Mas o CAM não teria uns irmãos para poder arrumar uns empregos e ajudar com as contas? Pois é! Tem… Mas parece que não. No máximo, aparecem alguns parentes que podem emprestar algum dinheiro, mas que também cobram algum juro, em geral maiores que os de mercado. Esses parentes ajudam a “empurrar” estas dívidas um pouco mais para frente, enquanto o Galo busca formas de aumentar sua renda em médio ou curto prazo, e, assim, poder, um dia, dispensar a caderneta dos empresários que ajudam neste momento.

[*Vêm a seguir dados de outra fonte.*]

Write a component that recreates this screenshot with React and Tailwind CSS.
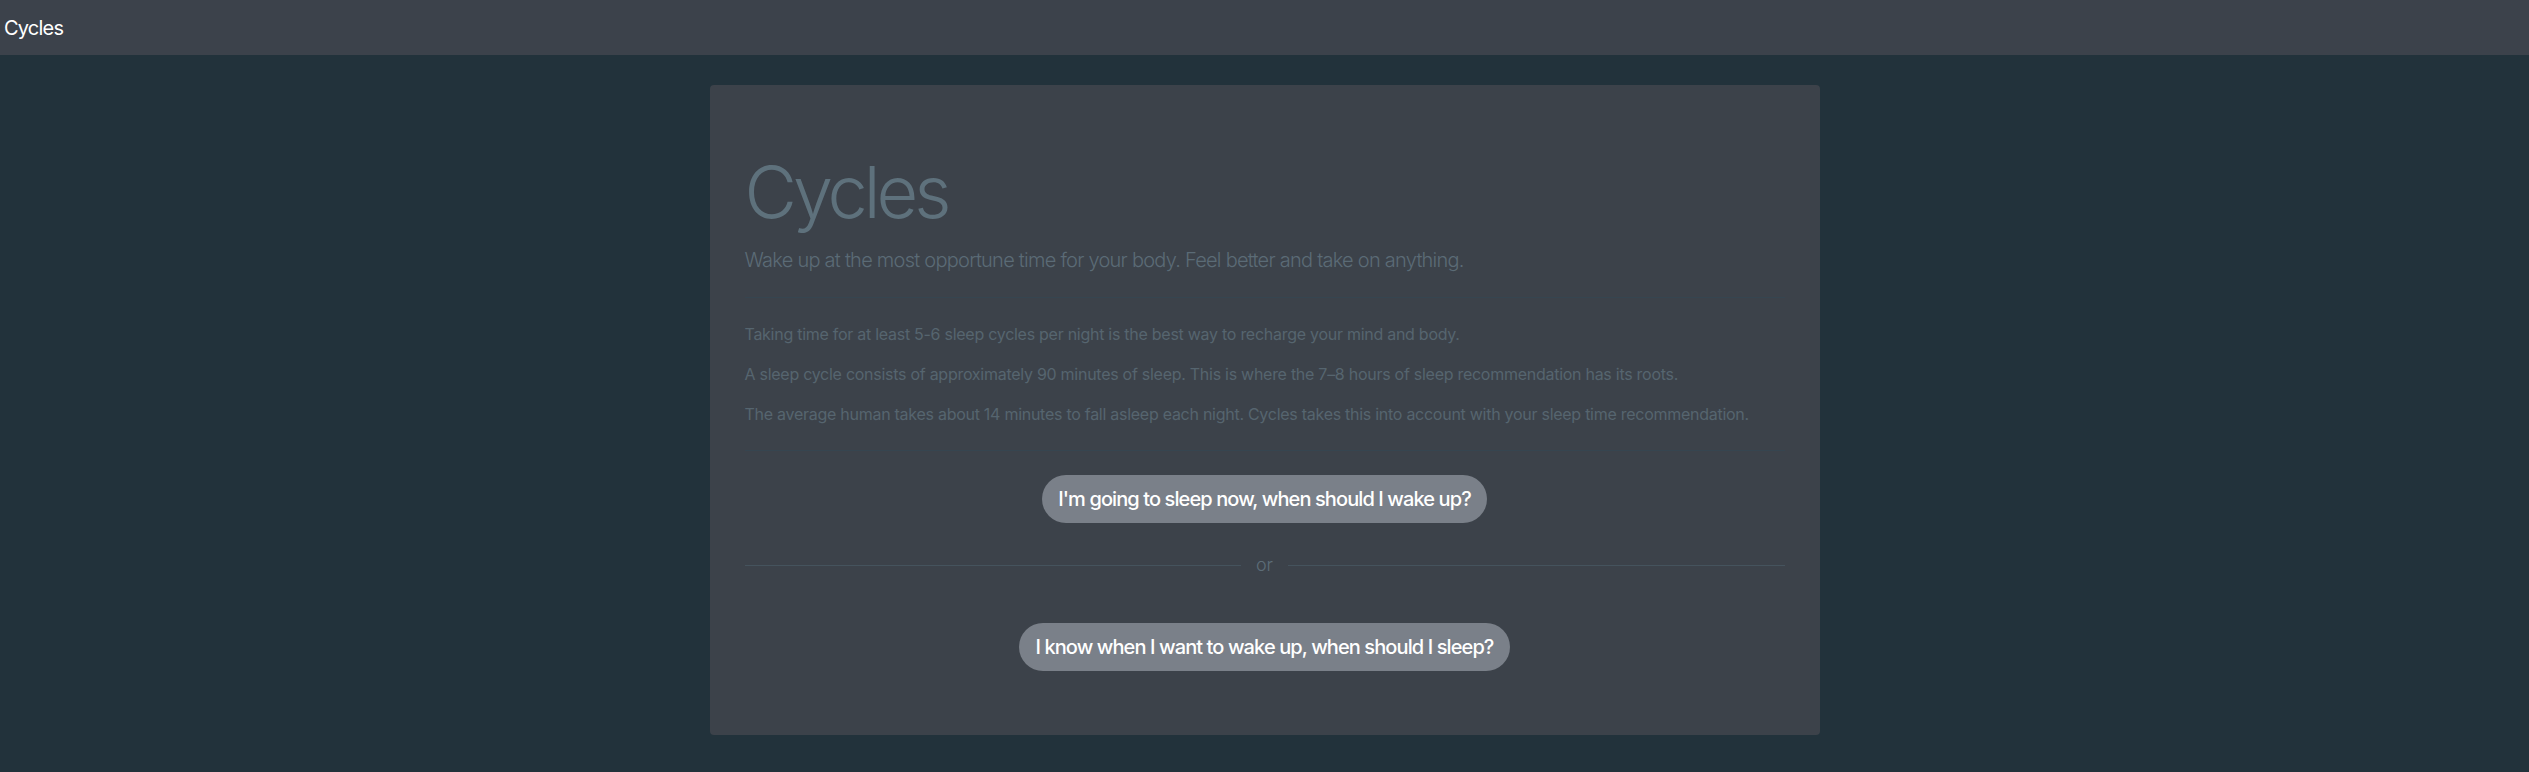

E, assim que conseguirem este aumento de receitas, a promessa é a de nunca mais entrar novamente neste jogo de cartas já conhecidas.

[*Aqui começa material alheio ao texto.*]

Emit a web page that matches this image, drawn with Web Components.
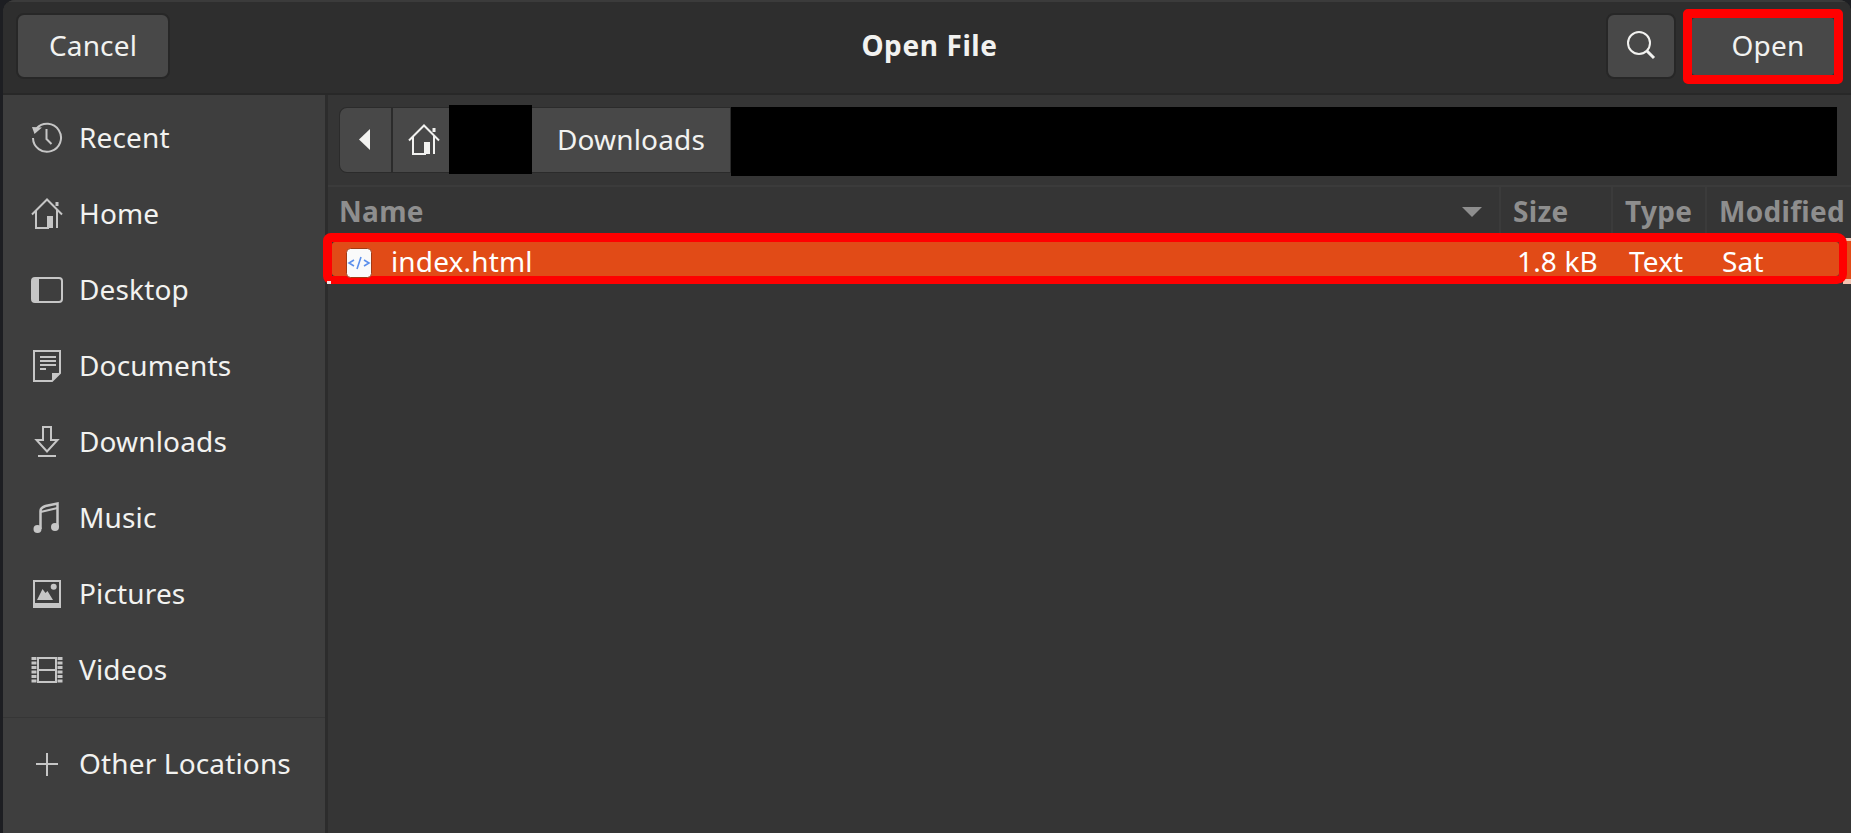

Mas como fazer então para que este aumento de receitas possa vir o mais rápido possível? Algumas propostas já são bastantes claras.
Vendas de jogadores sempre rende um dinheiro razoável aos cofres dos clubes. O difícil sempre é achar quem pague bem por atletas que possam ser dispensados pelo clube. Caso contrário, o clube fica sempre na iminência de vender suas joias para poder fazer seu caixa. E joias devem ser sempre muito valorizadas, pois nunca se sabe quando poderemos ter dinheiro para investir em outras joias. E um time sem nenhuma delas será sempre um time mediano. O CAM tem até tentado “penhorar” algumas destas joias. Empréstimos de jovens atletas a preços irrisórios, mas com cláusula de revenda futura. Tem ainda o caso do empréstimo do Otero, que mais pareceu uma venda, mas que parece estar de volta. Esta aliás, é uma joia que o CAM não parecia muito inclinado a recuperar. Acho que ainda irão tentar botar no “prego” ao invés de repatriar, pois ainda devem este jogador ao clube anterior.

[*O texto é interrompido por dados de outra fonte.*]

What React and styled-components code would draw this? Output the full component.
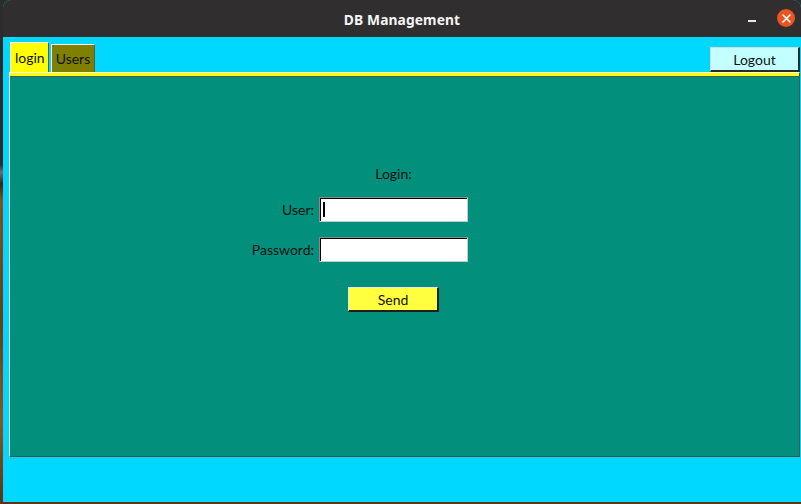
import React from "react";
import styled, { createGlobalStyle } from "styled-components";

const GlobalStyle = createGlobalStyle`
  html, body { margin: 0; padding: 0; }
  body {
    width: 801px;
    height: 504px;
    overflow: hidden;
    background: linear-gradient(180deg, #2c2c2c 0, #2c2c2c 165px, #6f6f6f 172px, #3a2412 184px, #86501f 200px, #6b3e18 320px, #8a5524 420px, #5a3616 504px);
    font-family: Lato, "Open Sans", sans-serif;
  }
`;

const Desktop = styled.div`
  width: 801px;
  height: 504px;
  padding: 0 0 2px 3px;
  box-sizing: border-box;
  display: flex;
`;

const Window = styled.div`
  flex: 1;
  display: flex;
  flex-direction: column;
  border-radius: 8px 8px 0 0;
  overflow: hidden;
  background: #00d8ff;
`;

const TitleBar = styled.div`
  height: 37px;
  flex: none;
  background: #302e2e;
  display: grid;
  grid-template-columns: 1fr auto 1fr;
  align-items: center;
`;

const Title = styled.div`
  grid-column: 2;
  color: #f4f4f4;
  font-family: "Noto Sans", sans-serif;
  font-weight: 700;
  font-size: 13.8px;
  letter-spacing: 0.1px;
  padding-top: 1px;
`;

const Controls = styled.div`
  grid-column: 3;
  justify-self: end;
  display: flex;
  align-items: center;
  gap: 21px;
  padding-right: 6px;
`;

const Minimize = styled.div`
  width: 8px;
  height: 1.5px;
  background: #e8e8e8;
  margin-top: 5px;
`;

const Close = styled.div`
  width: 18px;
  height: 18px;
  border-radius: 50%;
  background: #e95420;
  display: flex;
  align-items: center;
  justify-content: center;
  margin-top: -1px;
`;

const Body = styled.div`
  flex: 1;
  display: flex;
  flex-direction: column;
  padding: 5px 0 45px 6px;
`;

const TabRow = styled.div`
  height: 30px;
  display: flex;
  align-items: flex-end;
  padding-left: 1px;
`;

const Tab = styled.div`
  height: ${(p) => (p.$active ? 30 : 28)}px;
  margin-left: ${(p) => (p.$active ? 0 : 2)}px;
  padding: 0 ${(p) => (p.$active ? 3 : 4)}px 0 4px;
  box-sizing: border-box;
  display: flex;
  align-items: center;
  background: ${(p) => (p.$active ? "#ffff00" : "#808000")};
  border-top: 1px solid #ffffff;
  border-left: 1px solid #ffffff;
  border-right: 1px solid #5a5a5a;
  font-size: 14px;
  color: #111;
`;

const LogoutButton = styled.div`
  margin-left: auto;
  margin-right: 1px;
  width: 90px;
  height: 25px;
  box-sizing: border-box;
  display: flex;
  align-items: center;
  justify-content: center;
  background: #c4ffff;
  border-top: 1px solid #d8d8d8;
  border-left: 1px solid #d8d8d8;
  border-right: 2px solid #2a2a2a;
  border-bottom: 2px solid #2a2a2a;
  font-size: 14px;
  color: #111;
  padding-top: 1px;
`;

const Pane = styled.div`
  flex: 1;
  margin-right: 1px;
  display: flex;
  flex-direction: column;
  border-top: 1px solid #ffffff;
  border-left: 1px solid #ffffff;
  border-right: 1px solid #4d4d4d;
  border-bottom: 1px solid #4d4d4d;
  background: #ffff00;
  padding-top: 3px;
`;

const Frame = styled.div`
  flex: 1;
  background: #028f7c;
  border-top: 1px solid #4a5a55;
  padding: 88px 0 0 241px;
  color: #111;
  font-size: 14px;
`;

const Row = styled.div`
  display: flex;
  align-items: center;
  gap: 5px;
  margin-top: ${(p) => p.$mt || 0}px;
`;

const Label = styled.div`
  width: 63px;
  text-align: right;
  white-space: nowrap;
`;

const Caption = styled.div`
  margin-left: 68px;
  width: 149px;
  height: 18px;
  line-height: 18px;
  text-align: center;
`;

const Entry = styled.div`
  width: 149px;
  height: 25px;
  box-sizing: border-box;
  background: #ffffff;
  border-top: 1px solid #8a8a8a;
  border-left: 1px solid #8a8a8a;
  border-right: 1px solid #c8c8c8;
  border-bottom: 1px solid #c8c8c8;
  box-shadow: inset 1px 1px 0 #000;
  display: flex;
  align-items: center;
  padding-left: 3px;
`;

const Caret = styled.div`
  width: 2px;
  height: 15px;
  background: #000;
`;

const SendButton = styled.div`
  margin-left: 97px;
  width: 91px;
  height: 25px;
  box-sizing: border-box;
  display: flex;
  align-items: center;
  justify-content: center;
  background: #ffff40;
  border-top: 1px solid #e6e6e6;
  border-left: 1px solid #e6e6e6;
  border-right: 2px solid #1e1e1e;
  border-bottom: 2px solid #1e1e1e;
  padding-top: 1px;
`;

export default function App() {
  return (
    <>
      <GlobalStyle />
      <Desktop>
        <Window>
          <TitleBar>
            <Title>DB Management</Title>
            <Controls>
              <Minimize />
              <Close>
                <svg width="9" height="9" viewBox="0 0 9 9">
                  <path d="M1 1L8 8M8 1L1 8" stroke="#fff" strokeWidth="1.6" strokeLinecap="round" />
                </svg>
              </Close>
            </Controls>
          </TitleBar>
          <Body>
            <TabRow>
              <Tab $active>login</Tab>
              <Tab>Users</Tab>
              <LogoutButton>Logout</LogoutButton>
            </TabRow>
            <Pane>
              <Frame>
                <Row>
                  <Caption>Login:</Caption>
                </Row>
                <Row $mt={14}>
                  <Label>User:</Label>
                  <Entry>
                    <Caret />
                  </Entry>
                </Row>
                <Row $mt={15}>
                  <Label>Password:</Label>
                  <Entry />
                </Row>
                <Row $mt={25}>
                  <SendButton>Send</SendButton>
                </Row>
              </Frame>
            </Pane>
          </Body>
        </Window>
      </Desktop>
    </>
  );
}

Outra fonte de recursos de qualquer família que se encontra endividada e também parece ser o caso do CAM, é desfazer-se de algum bem imóvel. No caso de minha família, não tínhamos, mas o CAM ainda tem 49% do Diamond Mall. O que seria mais interessante? Vender um imóvel que você recebe aluguel mensalmente, mas que este aluguel não está ajudando tanto assim nas despesas mensais, e com este dinheiro, pagar as dívidas, principalmente aquelas contraídas junto a bancos e instituições financeiras e que os juros consomem grande parte de seu orçamento? Ou manter seu imóvel, que bem ou mal ainda te rende uma fonte de recursos mensais e procurar outras formas de tentar viabilizar o pagamento de suas dívidas? Quase uma escolha de Sofia! Fico imaginando se, talvez, não fosse o caso de sugerir a venda de outros ativos do Clube.
Claro que usei de metáforas e situações análogas de meu cotidiano de infância para tratar de um tema que é muito mais complexo. Mas achei que desta forma poderia ajudar às pessoas a entender melhor a situação do CAM. Não quero com isto jamais desmerecer o trabalho e os resultados que a diretoria do CAM está tendo para conseguir sanar estes problemas. É fato que grande parte da torcida tem dificuldade para entender bem o que se passa. Também não cabe aqui, nesta coluna, tecer quaisquer comentários ou críticas aos que ajudaram negativamente para que estas dívidas chegassem aos patamares que estamos presenciando. Isto deveria ser motivo de uma discussão mais profunda e, quem sabe, inclusive, de uma proposição de uma Ação Civil Pública contra as administrações que fizeram com que esta instituição chegasse neste nível de endividamento. Mas, como eu disse, não é o foco desta discussão levantada aqui.
Para não dizer que não citei nomes de nossos credores, os verdadeiros donos das mercearias onde o CAM tem suas cadernetas são: Giuliano Bertolucci e André Cury como os maiores credores, seguidos de Fabio Melo (este envolvido nas negociações da vinda do Rever, Igor Rabelo e a renovação de contrato do Patric), Spadotto, Uran e mais dois outros que não foram citados nas entrevistas que saíram na imprensa e confirmada pelo diretor financeiro à época. Estes nomes foram citados publicamente em entrevista do Diretor Financeiro do CAM recentemente, como sendo aqueles que mais devemos dinheiro. Somente a título de informação, o empresário que cuida das carreiras de Alerrandro e Carlos César, é o mesmo: Renato Moura. Já o empresário do Igor Rabelo é o Anselmo Paiva.
Quando pagarmos as dívidas destas cadernetas, poderemos, quem sabe, ir ao Supermercado do futebol sem nenhuma amarra de crédito ou quaisquer outras amarras pessoais e de favores que possam existir. Até lá, o que nos resta e continuar com a caderneta do Sr. Tião e nos sujeitar sempre ao que nos exige para utilizar de sua mercearia.